Updated by Eregon (Benoit Daloze) over 1 year ago
Another condition could be only accept tabs in squiggly heredoc if they prefix all lines of the squiggly heredoc? (otherwise SyntaxError, including for the 2 cases in the description)
(I wish tabs would just not be accepted as indentation for Ruby, but well that's probably a pointless discussion, even though it seems 99% of the community agrees there)

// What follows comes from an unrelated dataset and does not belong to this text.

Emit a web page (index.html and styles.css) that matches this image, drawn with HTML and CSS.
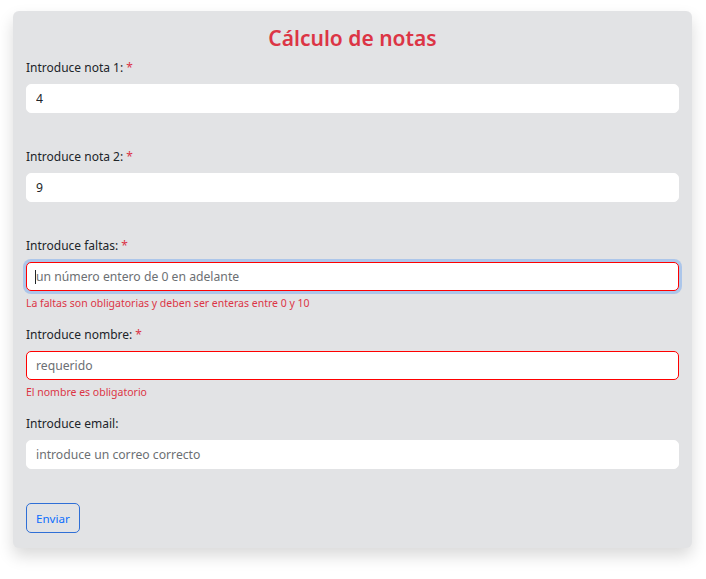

Updated by jemmai (Jemma Issroff) over 1 year ago
sawa (Tsuyoshi Sawada) wrote in #note-3:
For the purpose of measuring an indentation, a horizontal tab is regarded as a sequence of one to eight spaces such that the column position corresponding to its end is a multiple of eight. The amount to be removed is counted in terms of the number of spaces. If the boundary appears in the middle of a tab, that tab is not removed.
This documentation is very clear to me, and explains both cases I've mentioned in a way that is easy to understand.
Updated by nobu (Nobuyoshi Nakada) over 1 year ago
- Status changed from Assigned to Closed
Applied in changeset git|e7342e76dfd26237c604e42f9a59a1eaa578c94e.
[Bug #19485] [DOC] Mention tabs in indentation of heredoc identifier
Co-Authored-By: sawa (Tsuyoshi Sawada) sawadatsuyoshi@gmail.com
Updated by naruse (Yui NARUSE) over 1 year ago
- Backport changed from 2.7: UNKNOWN, 3.0: REQUIRED, 3.1: REQUIRED, 3.2: REQUIRED to 2.7: UNKNOWN, 3.0: REQUIRED, 3.1: REQUIRED, 3.2: DONE
ruby_3_2 b93e2223300bc54dfa387ffb9fa3d48ecbe670f0 merged revision(s) e7342e76dfd26237c604e42f9a59a1eaa578c94e.
Updated by nagachika (Tomoyuki Chikanaga) over 1 year ago
- Backport changed from 2.7: UNKNOWN, 3.0: REQUIRED, 3.1: REQUIRED, 3.2: DONE to 2.7: UNKNOWN, 3.0: REQUIRED, 3.1: DONE, 3.2: DONE
ruby_3_1 19af12ff195aba64bdca7a83f564f2c0e46061c0 merged revision(s) e7342e76dfd26237c604e42f9a59a1eaa578c94e.